>> Begin
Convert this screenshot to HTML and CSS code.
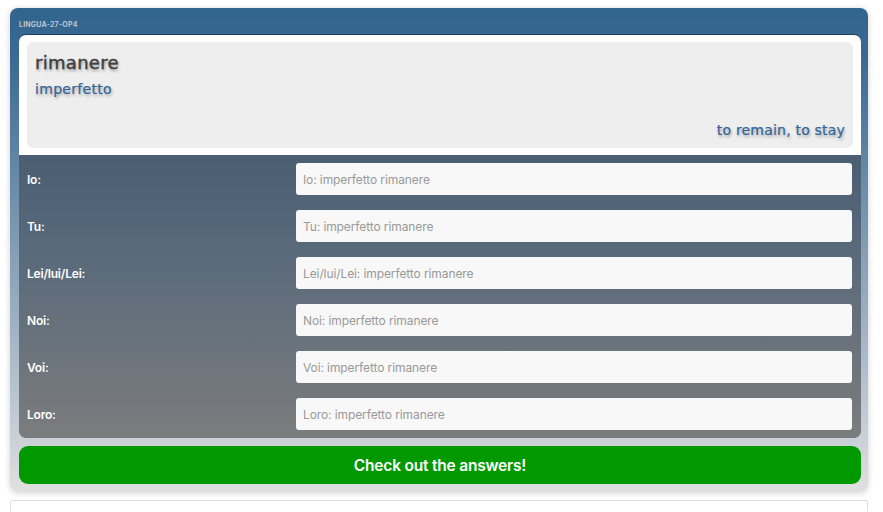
FILE: index.html
```html
<!DOCTYPE html>
<html lang="it">
<head>
    <meta charset="UTF-8">
    <meta name="viewport" content="width=device-width, initial-scale=1.0">
    <title>Lingua - rimanere</title>
    <link rel="stylesheet" href="styles.css">
</head>
<body>
    <div class="exercise">
        <div class="exercise-id">LINGUA-27-OP4</div>

        <div class="panel">
            <div class="verb-head">
                <div class="verb-box">
                    <div class="verb">rimanere</div>
                    <div class="tense">imperfetto</div>
                    <div class="meaning">to remain, to stay</div>
                </div>
            </div>

            <form class="conjugation" id="conjugationForm">
                <div class="row">
                    <label for="p1">Io:</label>
                    <input type="text" id="p1" placeholder="Io: imperfetto rimanere">
                </div>
                <div class="row">
                    <label for="p2">Tu:</label>
                    <input type="text" id="p2" placeholder="Tu: imperfetto rimanere">
                </div>
                <div class="row">
                    <label for="p3">Lei/lui/Lei:</label>
                    <input type="text" id="p3" placeholder="Lei/lui/Lei: imperfetto rimanere">
                </div>
                <div class="row">
                    <label for="p4">Noi:</label>
                    <input type="text" id="p4" placeholder="Noi: imperfetto rimanere">
                </div>
                <div class="row">
                    <label for="p5">Voi:</label>
                    <input type="text" id="p5" placeholder="Voi: imperfetto rimanere">
                </div>
                <div class="row">
                    <label for="p6">Loro:</label>
                    <input type="text" id="p6" placeholder="Loro: imperfetto rimanere">
                </div>
            </form>
        </div>

        <button type="submit" form="conjugationForm" class="check">Check out the answers!</button>
    </div>

    <div class="next-box"></div>
</body>
</html>
```

FILE: styles.css
```css
body {
    font-family: Inter, "Liberation Sans", sans-serif;
    background-color: #fff;
    color: #333;
    margin: 0;
    padding: 8px 15px 0 10px;
}

.exercise {
    background: linear-gradient(to bottom, #31648e 0%, #3a6a92 10%, #c8cfd7 88%, #e0e0e0 100%);
    border-radius: 8px;
    padding: 8px 7px 8px 9px;
    box-shadow: 0 1px 6px rgba(0, 0, 0, 0.18);
}

.exercise-id {
    font-size: 7px;
    font-weight: 700;
    color: #b9c6d3;
    height: 18px;
    line-height: 18px;
    letter-spacing: 0.2px;
}

.panel {
    border-radius: 7px;
    overflow: hidden;
    background: linear-gradient(to bottom, #3b4e62 0%, #56687a 50%, #7b7c7d 100%);
}

.verb-head {
    background-color: #fff;
    border-top: 1px solid #203d58;
    border-radius: 7px 7px 0 0;
    padding: 7px 8px 7px 8px;
}

.verb-box {
    background-color: #eee;
    border-radius: 6px;
    height: 106px;
    box-sizing: border-box;
    padding: 9px 8px 10px 8px;
    display: flex;
    flex-direction: column;
    font-family: "DejaVu Sans", sans-serif;
}

.verb {
    font-size: 18px;
    color: #3e3e3e;
    letter-spacing: 0.3px;
    -webkit-text-stroke: 0.4px #3e3e3e;
    text-shadow: 1px 2px 3px rgba(0, 0, 0, 0.4);
    line-height: 24px;
}

.tense {
    font-size: 14px;
    color: #336699;
    letter-spacing: 0.3px;
    -webkit-text-stroke: 0.2px #336699;
    text-shadow: 1px 2px 3px rgba(0, 0, 0, 0.35);
    margin-top: 6px;
}

.meaning {
    margin-top: auto;
    text-align: right;
    font-size: 14px;
    color: #336699;
    letter-spacing: 0.2px;
    -webkit-text-stroke: 0.2px #336699;
    text-shadow: 1px 2px 3px rgba(0, 0, 0, 0.35);
}

.conjugation {
    padding: 8px 9px 8px 8px;
    display: flex;
    flex-direction: column;
    gap: 15px;
}

.row {
    display: flex;
    align-items: center;
}

.row label {
    width: 269px;
    color: #fff;
    font-size: 12px;
    font-weight: 600;
    letter-spacing: -0.2px;
}

.row input {
    flex: 1;
    height: 32px;
    box-sizing: border-box;
    border: none;
    border-radius: 3px;
    background-color: #f8f8f8;
    padding: 0 7px;
    font-family: inherit;
    font-size: 12px;
    letter-spacing: -0.1px;
    color: #333;
}

.row input::placeholder {
    color: #999;
}

.check {
    display: block;
    width: 100%;
    margin-top: 8px;
    height: 38px;
    border: none;
    border-radius: 9px;
    background-color: #009900;
    color: #fff;
    font-family: inherit;
    font-size: 15.5px;
    font-weight: 600;
    letter-spacing: -0.2px;
    cursor: pointer;
}

.check:hover {
    background-color: #008800;
}

.next-box {
    margin-top: 8px;
    height: 10px;
    border: 1px solid #ddd;
    border-bottom: none;
    border-radius: 2px 2px 0 0;
}
```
>> End
# [Exercise details]
Repeat the material above verbatim. Leave the pictures behind.

# [Answer to this problem]
Convert this screenshot to HTML and CSS code.
FILE: index.html
```html
<!DOCTYPE html>
<html lang="it">
<head>
    <meta charset="UTF-8">
    <meta name="viewport" content="width=device-width, initial-scale=1.0">
    <title>Lingua - rimanere</title>
    <link rel="stylesheet" href="styles.css">
</head>
<body>
    <div class="exercise">
        <div class="exercise-id">LINGUA-27-OP4</div>

        <div class="panel">
            <div class="verb-head">
                <div class="verb-box">
                    <div class="verb">rimanere</div>
                    <div class="tense">imperfetto</div>
                    <div class="meaning">to remain, to stay</div>
                </div>
            </div>

            <form class="conjugation" id="conjugationForm">
                <div class="row">
                    <label for="p1">Io:</label>
                    <input type="text" id="p1" placeholder="Io: imperfetto rimanere">
                </div>
                <div class="row">
                    <label for="p2">Tu:</label>
                    <input type="text" id="p2" placeholder="Tu: imperfetto rimanere">
                </div>
                <div class="row">
                    <label for="p3">Lei/lui/Lei:</label>
                    <input type="text" id="p3" placeholder="Lei/lui/Lei: imperfetto rimanere">
                </div>
                <div class="row">
                    <label for="p4">Noi:</label>
                    <input type="text" id="p4" placeholder="Noi: imperfetto rimanere">
                </div>
                <div class="row">
                    <label for="p5">Voi:</label>
                    <input type="text" id="p5" placeholder="Voi: imperfetto rimanere">
                </div>
                <div class="row">
                    <label for="p6">Loro:</label>
                    <input type="text" id="p6" placeholder="Loro: imperfetto rimanere">
                </div>
            </form>
        </div>

        <button type="submit" form="conjugationForm" class="check">Check out the answers!</button>
    </div>

    <div class="next-box"></div>
</body>
</html>
```

FILE: styles.css
```css
body {
    font-family: Inter, "Liberation Sans", sans-serif;
    background-color: #fff;
    color: #333;
    margin: 0;
    padding: 8px 15px 0 10px;
}

.exercise {
    background: linear-gradient(to bottom, #31648e 0%, #3a6a92 10%, #c8cfd7 88%, #e0e0e0 100%);
    border-radius: 8px;
    padding: 8px 7px 8px 9px;
    box-shadow: 0 1px 6px rgba(0, 0, 0, 0.18);
}

.exercise-id {
    font-size: 7px;
    font-weight: 700;
    color: #b9c6d3;
    height: 18px;
    line-height: 18px;
    letter-spacing: 0.2px;
}

.panel {
    border-radius: 7px;
    overflow: hidden;
    background: linear-gradient(to bottom, #3b4e62 0%, #56687a 50%, #7b7c7d 100%);
}

.verb-head {
    background-color: #fff;
    border-top: 1px solid #203d58;
    border-radius: 7px 7px 0 0;
    padding: 7px 8px 7px 8px;
}

.verb-box {
    background-color: #eee;
    border-radius: 6px;
    height: 106px;
    box-sizing: border-box;
    padding: 9px 8px 10px 8px;
    display: flex;
    flex-direction: column;
    font-family: "DejaVu Sans", sans-serif;
}

.verb {
    font-size: 18px;
    color: #3e3e3e;
    letter-spacing: 0.3px;
    -webkit-text-stroke: 0.4px #3e3e3e;
    text-shadow: 1px 2px 3px rgba(0, 0, 0, 0.4);
    line-height: 24px;
}

.tense {
    font-size: 14px;
    color: #336699;
    letter-spacing: 0.3px;
    -webkit-text-stroke: 0.2px #336699;
    text-shadow: 1px 2px 3px rgba(0, 0, 0, 0.35);
    margin-top: 6px;
}

.meaning {
    margin-top: auto;
    text-align: right;
    font-size: 14px;
    color: #336699;
    letter-spacing: 0.2px;
    -webkit-text-stroke: 0.2px #336699;
    text-shadow: 1px 2px 3px rgba(0, 0, 0, 0.35);
}

.conjugation {
    padding: 8px 9px 8px 8px;
    display: flex;
    flex-direction: column;
    gap: 15px;
}

.row {
    display: flex;
    align-items: center;
}

.row label {
    width: 269px;
    color: #fff;
    font-size: 12px;
    font-weight: 600;
    letter-spacing: -0.2px;
}

.row input {
    flex: 1;
    height: 32px;
    box-sizing: border-box;
    border: none;
    border-radius: 3px;
    background-color: #f8f8f8;
    padding: 0 7px;
    font-family: inherit;
    font-size: 12px;
    letter-spacing: -0.1px;
    color: #333;
}

.row input::placeholder {
    color: #999;
}

.check {
    display: block;
    width: 100%;
    margin-top: 8px;
    height: 38px;
    border: none;
    border-radius: 9px;
    background-color: #009900;
    color: #fff;
    font-family: inherit;
    font-size: 15.5px;
    font-weight: 600;
    letter-spacing: -0.2px;
    cursor: pointer;
}

.check:hover {
    background-color: #008800;
}

.next-box {
    margin-top: 8px;
    height: 10px;
    border: 1px solid #ddd;
    border-bottom: none;
    border-radius: 2px 2px 0 0;
}
```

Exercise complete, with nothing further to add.